Supplied entries ->
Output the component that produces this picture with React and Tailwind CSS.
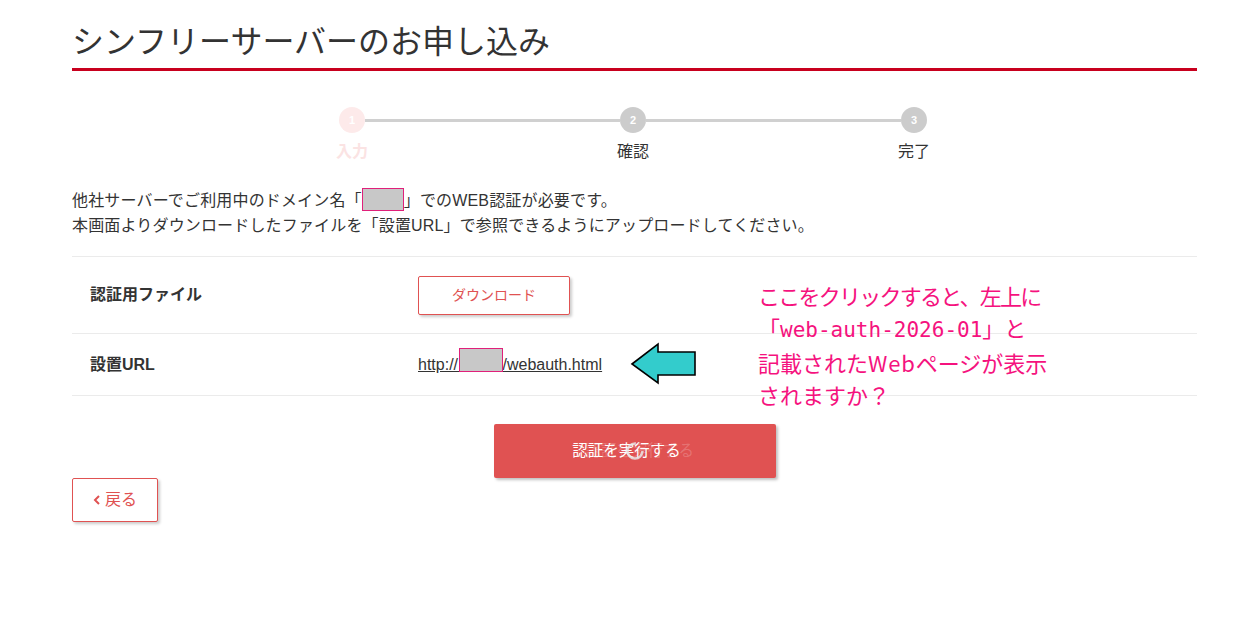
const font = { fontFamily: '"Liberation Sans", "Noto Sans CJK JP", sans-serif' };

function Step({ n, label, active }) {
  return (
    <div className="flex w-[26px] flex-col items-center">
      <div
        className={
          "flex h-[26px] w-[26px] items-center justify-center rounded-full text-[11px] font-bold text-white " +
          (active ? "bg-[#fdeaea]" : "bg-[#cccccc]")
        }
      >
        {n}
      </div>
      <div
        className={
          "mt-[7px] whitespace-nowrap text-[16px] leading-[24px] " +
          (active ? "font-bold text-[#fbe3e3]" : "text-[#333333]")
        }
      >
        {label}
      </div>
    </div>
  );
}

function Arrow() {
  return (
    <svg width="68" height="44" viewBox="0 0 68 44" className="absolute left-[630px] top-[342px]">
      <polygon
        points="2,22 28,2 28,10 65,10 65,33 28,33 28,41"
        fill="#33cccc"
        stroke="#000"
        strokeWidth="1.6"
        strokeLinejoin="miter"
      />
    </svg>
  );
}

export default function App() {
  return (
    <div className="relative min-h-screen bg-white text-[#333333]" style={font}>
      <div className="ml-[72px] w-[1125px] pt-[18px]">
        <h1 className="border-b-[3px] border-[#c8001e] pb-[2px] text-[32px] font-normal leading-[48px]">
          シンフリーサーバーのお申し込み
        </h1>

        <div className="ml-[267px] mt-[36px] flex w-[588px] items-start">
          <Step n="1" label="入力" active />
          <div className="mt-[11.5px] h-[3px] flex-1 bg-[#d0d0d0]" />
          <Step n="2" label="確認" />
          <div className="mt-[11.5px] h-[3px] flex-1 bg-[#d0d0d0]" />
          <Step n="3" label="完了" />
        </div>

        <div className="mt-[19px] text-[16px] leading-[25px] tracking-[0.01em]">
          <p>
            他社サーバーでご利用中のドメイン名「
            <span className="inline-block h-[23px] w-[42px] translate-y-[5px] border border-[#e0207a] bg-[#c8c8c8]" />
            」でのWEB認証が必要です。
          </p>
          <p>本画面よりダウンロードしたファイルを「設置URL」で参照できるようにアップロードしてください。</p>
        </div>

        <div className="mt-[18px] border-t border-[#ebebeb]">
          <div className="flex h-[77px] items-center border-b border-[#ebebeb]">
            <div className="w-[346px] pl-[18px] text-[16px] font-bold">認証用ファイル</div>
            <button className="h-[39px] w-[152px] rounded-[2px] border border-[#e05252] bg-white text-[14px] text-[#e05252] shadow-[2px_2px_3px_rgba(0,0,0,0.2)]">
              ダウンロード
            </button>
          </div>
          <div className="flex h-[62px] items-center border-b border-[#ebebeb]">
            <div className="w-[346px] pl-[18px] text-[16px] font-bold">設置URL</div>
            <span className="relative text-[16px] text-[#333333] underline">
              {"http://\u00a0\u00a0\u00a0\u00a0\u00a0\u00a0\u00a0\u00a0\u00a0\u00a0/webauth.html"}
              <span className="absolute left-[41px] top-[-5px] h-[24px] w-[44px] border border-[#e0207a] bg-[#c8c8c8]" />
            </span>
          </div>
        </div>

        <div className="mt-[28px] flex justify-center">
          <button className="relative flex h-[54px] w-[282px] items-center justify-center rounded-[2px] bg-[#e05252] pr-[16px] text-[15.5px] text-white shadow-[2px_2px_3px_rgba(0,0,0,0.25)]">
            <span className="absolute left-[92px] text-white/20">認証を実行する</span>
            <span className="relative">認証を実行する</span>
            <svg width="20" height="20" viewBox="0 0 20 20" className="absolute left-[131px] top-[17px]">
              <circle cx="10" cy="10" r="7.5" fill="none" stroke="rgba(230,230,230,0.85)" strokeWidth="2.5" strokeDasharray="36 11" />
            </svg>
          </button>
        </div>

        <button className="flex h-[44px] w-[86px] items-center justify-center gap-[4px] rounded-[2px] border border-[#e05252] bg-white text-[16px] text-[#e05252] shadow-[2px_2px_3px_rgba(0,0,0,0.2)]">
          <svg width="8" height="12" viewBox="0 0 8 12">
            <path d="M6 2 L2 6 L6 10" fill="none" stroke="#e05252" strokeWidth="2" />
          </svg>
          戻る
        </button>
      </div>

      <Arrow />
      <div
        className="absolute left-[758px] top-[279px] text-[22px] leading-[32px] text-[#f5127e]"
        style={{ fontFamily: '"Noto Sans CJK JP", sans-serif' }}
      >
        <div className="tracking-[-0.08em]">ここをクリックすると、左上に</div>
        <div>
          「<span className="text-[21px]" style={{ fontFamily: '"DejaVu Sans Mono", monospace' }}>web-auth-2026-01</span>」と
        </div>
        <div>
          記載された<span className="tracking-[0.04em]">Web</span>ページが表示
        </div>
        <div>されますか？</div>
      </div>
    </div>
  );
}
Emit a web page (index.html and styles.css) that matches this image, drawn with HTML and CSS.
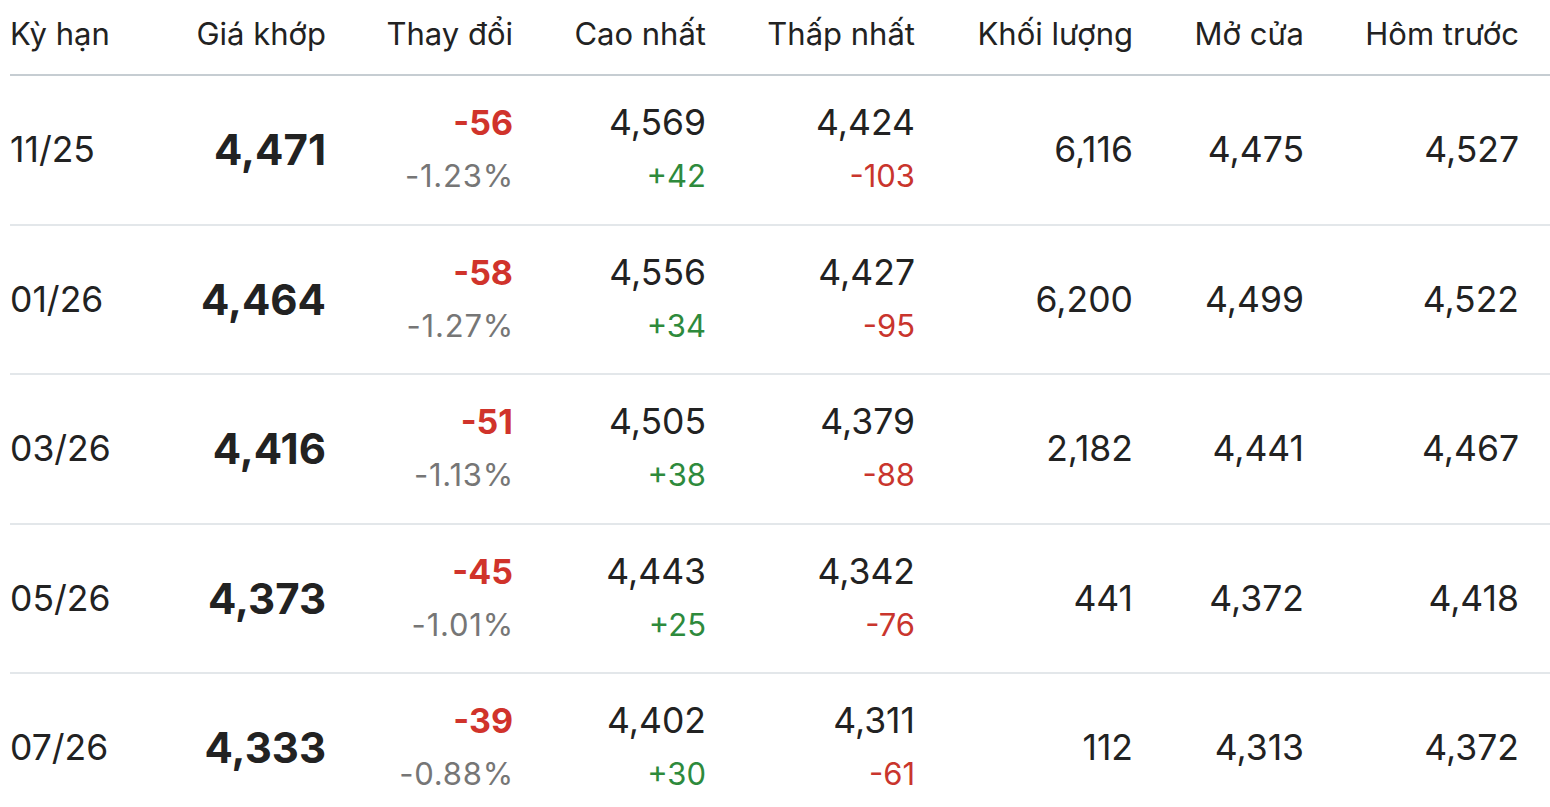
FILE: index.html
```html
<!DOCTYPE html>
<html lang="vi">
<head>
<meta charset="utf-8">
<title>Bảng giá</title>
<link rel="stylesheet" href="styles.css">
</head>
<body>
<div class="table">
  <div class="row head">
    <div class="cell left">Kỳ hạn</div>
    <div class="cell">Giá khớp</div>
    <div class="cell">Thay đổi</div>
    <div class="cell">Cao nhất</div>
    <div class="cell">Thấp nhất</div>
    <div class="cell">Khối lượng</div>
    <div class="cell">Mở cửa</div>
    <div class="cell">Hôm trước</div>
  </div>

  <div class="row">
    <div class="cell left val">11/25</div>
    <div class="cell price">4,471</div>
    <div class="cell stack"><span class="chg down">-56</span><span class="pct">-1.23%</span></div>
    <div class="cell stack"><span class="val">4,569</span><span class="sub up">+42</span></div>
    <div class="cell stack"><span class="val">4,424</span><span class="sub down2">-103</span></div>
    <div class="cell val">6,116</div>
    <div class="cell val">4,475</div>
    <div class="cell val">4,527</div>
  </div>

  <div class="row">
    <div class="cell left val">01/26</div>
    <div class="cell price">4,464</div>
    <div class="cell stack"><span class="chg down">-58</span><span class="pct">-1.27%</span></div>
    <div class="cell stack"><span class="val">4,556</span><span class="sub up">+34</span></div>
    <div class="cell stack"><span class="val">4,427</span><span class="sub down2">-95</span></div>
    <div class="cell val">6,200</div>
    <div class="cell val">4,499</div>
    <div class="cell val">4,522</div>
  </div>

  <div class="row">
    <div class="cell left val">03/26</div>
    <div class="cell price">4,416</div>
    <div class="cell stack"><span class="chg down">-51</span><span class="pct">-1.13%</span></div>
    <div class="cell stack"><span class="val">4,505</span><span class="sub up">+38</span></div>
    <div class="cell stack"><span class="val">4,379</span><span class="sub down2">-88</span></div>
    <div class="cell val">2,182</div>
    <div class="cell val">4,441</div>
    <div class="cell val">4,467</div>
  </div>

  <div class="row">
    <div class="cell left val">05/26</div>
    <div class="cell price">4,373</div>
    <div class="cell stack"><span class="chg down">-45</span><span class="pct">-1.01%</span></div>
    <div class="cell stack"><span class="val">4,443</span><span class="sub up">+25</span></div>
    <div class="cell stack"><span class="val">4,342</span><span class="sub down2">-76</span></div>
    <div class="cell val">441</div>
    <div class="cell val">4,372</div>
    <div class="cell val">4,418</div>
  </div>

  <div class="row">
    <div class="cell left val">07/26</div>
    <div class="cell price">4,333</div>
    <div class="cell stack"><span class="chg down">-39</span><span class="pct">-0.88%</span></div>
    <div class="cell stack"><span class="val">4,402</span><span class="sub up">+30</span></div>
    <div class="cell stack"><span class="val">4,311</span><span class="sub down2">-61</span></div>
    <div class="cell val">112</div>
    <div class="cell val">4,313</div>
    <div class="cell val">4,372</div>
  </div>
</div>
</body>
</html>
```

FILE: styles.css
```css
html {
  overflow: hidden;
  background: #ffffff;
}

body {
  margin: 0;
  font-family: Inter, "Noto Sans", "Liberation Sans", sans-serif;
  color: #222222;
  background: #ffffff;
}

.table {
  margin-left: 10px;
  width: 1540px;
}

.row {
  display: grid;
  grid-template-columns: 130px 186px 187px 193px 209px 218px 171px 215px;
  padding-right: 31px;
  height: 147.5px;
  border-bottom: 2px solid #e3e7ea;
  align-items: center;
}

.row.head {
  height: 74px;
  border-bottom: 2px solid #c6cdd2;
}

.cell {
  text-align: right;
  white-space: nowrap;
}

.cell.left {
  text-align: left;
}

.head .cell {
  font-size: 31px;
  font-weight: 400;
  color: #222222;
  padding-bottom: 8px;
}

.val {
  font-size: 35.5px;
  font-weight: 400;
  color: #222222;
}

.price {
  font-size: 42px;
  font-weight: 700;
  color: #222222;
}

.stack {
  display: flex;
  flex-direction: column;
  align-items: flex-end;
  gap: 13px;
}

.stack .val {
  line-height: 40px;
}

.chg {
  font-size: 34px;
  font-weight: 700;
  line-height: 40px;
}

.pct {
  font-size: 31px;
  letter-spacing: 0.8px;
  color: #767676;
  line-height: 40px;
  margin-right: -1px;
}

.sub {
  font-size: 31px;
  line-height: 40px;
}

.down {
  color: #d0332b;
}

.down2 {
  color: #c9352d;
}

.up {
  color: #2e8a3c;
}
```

--

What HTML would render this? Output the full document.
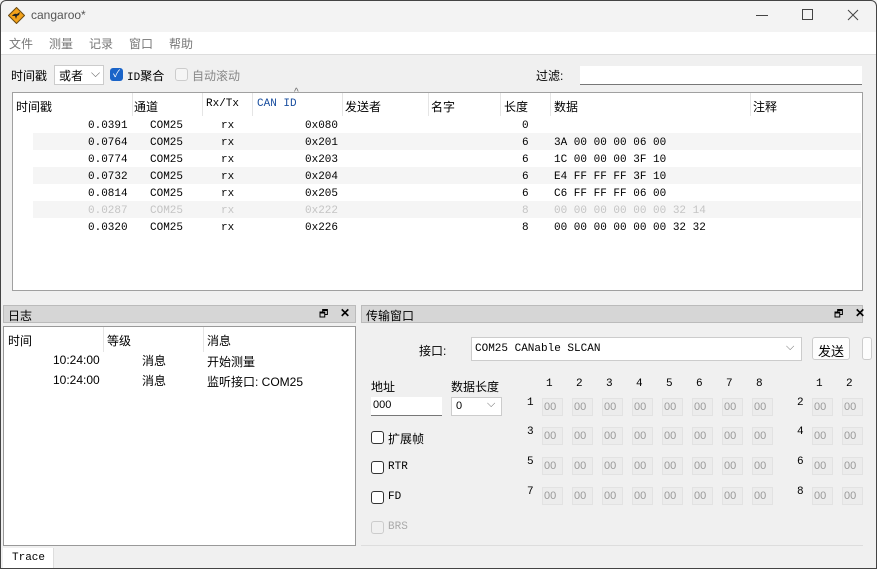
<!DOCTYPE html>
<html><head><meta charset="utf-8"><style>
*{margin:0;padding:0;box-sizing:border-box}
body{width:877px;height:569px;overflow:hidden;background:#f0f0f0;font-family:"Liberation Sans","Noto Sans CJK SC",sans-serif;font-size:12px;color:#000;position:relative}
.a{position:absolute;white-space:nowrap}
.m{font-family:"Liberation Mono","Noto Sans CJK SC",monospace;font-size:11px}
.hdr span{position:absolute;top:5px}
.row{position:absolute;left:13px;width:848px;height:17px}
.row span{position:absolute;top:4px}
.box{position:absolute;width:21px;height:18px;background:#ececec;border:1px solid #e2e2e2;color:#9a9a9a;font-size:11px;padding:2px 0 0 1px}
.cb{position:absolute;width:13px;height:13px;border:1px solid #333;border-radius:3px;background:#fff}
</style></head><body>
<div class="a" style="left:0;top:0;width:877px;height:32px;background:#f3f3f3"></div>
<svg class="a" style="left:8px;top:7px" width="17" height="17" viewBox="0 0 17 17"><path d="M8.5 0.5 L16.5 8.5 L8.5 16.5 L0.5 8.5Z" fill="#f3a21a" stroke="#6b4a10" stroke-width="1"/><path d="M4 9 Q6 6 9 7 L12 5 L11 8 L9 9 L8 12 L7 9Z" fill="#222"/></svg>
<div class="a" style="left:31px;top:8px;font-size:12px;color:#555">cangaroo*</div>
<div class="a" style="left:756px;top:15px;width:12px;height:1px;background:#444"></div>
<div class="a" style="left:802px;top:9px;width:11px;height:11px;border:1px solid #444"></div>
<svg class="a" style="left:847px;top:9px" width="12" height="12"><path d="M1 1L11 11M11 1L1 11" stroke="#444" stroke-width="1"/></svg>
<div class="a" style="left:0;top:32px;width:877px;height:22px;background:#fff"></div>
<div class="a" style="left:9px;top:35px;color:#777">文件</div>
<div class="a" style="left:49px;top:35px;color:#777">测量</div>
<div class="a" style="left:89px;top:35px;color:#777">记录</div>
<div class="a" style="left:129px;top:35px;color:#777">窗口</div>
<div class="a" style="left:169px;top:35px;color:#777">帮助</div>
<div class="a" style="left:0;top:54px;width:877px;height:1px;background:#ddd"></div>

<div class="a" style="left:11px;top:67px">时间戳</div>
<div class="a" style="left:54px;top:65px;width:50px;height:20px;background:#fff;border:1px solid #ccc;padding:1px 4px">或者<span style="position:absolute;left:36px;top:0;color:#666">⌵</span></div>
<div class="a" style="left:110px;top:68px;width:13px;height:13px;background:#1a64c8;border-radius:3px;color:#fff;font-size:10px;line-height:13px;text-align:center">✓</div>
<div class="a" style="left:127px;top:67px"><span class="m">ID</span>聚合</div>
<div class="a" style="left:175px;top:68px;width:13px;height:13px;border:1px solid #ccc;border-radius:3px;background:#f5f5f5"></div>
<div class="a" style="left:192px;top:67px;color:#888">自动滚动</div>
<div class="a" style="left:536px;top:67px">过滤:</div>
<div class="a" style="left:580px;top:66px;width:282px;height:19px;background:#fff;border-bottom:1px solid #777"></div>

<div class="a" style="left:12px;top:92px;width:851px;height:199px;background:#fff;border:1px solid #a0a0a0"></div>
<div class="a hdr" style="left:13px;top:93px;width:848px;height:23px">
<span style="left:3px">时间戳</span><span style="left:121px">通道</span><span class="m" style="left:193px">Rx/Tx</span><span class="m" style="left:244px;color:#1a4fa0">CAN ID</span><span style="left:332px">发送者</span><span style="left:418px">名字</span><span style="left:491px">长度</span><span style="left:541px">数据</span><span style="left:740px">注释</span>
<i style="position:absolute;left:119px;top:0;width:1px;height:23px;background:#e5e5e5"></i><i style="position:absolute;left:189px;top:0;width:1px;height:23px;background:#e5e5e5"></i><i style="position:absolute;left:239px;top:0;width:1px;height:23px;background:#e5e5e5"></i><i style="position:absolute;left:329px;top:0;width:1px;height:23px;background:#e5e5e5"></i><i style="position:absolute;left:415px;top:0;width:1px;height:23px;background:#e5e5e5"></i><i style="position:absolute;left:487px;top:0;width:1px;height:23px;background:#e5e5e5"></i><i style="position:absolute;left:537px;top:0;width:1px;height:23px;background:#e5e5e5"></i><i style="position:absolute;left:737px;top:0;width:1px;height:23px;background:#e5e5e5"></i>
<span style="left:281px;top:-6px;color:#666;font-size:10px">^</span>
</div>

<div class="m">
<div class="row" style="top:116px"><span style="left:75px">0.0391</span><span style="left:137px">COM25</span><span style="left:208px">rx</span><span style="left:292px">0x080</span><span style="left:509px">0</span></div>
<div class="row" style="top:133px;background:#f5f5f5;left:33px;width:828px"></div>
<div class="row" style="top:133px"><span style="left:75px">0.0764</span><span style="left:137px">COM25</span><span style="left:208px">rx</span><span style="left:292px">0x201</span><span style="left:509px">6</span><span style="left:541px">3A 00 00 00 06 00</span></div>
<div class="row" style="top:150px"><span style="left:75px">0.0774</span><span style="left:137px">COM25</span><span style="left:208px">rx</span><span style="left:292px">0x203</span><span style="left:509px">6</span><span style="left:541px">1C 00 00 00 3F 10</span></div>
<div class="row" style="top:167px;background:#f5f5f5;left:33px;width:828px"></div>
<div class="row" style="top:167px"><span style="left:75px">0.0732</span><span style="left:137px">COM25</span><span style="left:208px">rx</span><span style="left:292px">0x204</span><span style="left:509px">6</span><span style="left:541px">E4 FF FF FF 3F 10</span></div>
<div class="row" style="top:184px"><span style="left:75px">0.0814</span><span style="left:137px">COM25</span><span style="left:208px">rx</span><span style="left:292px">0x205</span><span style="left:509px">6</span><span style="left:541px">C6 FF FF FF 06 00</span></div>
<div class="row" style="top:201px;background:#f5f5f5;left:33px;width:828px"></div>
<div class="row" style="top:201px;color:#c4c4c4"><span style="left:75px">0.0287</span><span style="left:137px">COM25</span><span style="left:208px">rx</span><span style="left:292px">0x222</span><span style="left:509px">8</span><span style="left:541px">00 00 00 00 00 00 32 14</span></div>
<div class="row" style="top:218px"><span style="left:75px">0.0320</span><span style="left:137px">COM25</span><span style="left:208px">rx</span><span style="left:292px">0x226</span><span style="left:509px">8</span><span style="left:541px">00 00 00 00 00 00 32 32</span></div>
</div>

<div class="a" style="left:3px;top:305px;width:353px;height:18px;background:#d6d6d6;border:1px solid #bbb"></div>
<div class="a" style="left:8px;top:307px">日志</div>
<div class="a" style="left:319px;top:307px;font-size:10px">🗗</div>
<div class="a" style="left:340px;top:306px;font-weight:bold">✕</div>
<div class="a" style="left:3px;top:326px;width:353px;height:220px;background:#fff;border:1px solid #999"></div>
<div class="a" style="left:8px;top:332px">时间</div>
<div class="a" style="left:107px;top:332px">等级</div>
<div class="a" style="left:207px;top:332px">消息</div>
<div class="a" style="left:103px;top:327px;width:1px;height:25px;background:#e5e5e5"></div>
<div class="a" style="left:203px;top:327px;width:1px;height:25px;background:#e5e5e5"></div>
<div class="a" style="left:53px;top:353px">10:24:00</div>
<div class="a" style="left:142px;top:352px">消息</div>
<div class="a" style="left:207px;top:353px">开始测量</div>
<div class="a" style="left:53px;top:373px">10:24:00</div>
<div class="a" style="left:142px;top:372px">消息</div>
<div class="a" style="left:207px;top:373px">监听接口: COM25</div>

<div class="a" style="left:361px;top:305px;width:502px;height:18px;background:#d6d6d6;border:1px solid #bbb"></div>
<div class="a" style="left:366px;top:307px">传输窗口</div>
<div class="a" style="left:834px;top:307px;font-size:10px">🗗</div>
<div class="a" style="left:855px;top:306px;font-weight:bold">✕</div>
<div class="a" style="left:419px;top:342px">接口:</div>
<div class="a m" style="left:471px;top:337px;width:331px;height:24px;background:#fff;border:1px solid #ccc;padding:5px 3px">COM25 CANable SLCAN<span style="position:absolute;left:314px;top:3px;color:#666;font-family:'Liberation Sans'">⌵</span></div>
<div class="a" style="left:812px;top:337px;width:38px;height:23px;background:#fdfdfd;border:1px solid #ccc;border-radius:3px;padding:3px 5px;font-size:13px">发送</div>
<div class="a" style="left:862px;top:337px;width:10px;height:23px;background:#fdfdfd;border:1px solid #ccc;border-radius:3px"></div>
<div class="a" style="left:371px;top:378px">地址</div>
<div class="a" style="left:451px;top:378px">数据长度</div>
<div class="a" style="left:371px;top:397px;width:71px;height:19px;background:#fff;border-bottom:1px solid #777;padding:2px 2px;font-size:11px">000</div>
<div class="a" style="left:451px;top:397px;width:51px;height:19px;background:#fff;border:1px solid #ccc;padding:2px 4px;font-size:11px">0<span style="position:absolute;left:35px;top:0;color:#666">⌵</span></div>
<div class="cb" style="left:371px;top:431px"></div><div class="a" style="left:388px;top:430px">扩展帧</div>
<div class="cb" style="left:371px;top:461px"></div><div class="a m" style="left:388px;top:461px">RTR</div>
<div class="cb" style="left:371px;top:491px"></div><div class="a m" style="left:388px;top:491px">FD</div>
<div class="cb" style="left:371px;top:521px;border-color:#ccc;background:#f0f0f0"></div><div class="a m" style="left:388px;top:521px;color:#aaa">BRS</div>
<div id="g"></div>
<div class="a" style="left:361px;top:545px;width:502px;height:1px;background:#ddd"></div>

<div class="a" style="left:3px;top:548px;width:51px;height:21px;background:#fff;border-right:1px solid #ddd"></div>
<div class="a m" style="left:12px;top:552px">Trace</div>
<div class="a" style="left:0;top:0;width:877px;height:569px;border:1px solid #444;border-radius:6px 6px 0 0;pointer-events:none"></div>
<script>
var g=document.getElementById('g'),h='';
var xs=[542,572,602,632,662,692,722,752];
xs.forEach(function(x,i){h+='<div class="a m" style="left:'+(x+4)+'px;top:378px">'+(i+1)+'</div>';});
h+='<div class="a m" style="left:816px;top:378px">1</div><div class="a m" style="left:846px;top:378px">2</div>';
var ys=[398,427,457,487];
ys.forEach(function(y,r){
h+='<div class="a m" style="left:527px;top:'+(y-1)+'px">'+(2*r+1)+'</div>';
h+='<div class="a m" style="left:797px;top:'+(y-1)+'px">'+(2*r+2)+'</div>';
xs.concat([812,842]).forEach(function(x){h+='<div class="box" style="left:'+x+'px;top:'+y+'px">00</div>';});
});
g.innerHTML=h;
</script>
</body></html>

Given request -> Copy every line above that holds the word "index".

Task output ->
Emit a web page (index.html and styles.css) that matches this image, drawn with HTML and CSS.
FILE: index.html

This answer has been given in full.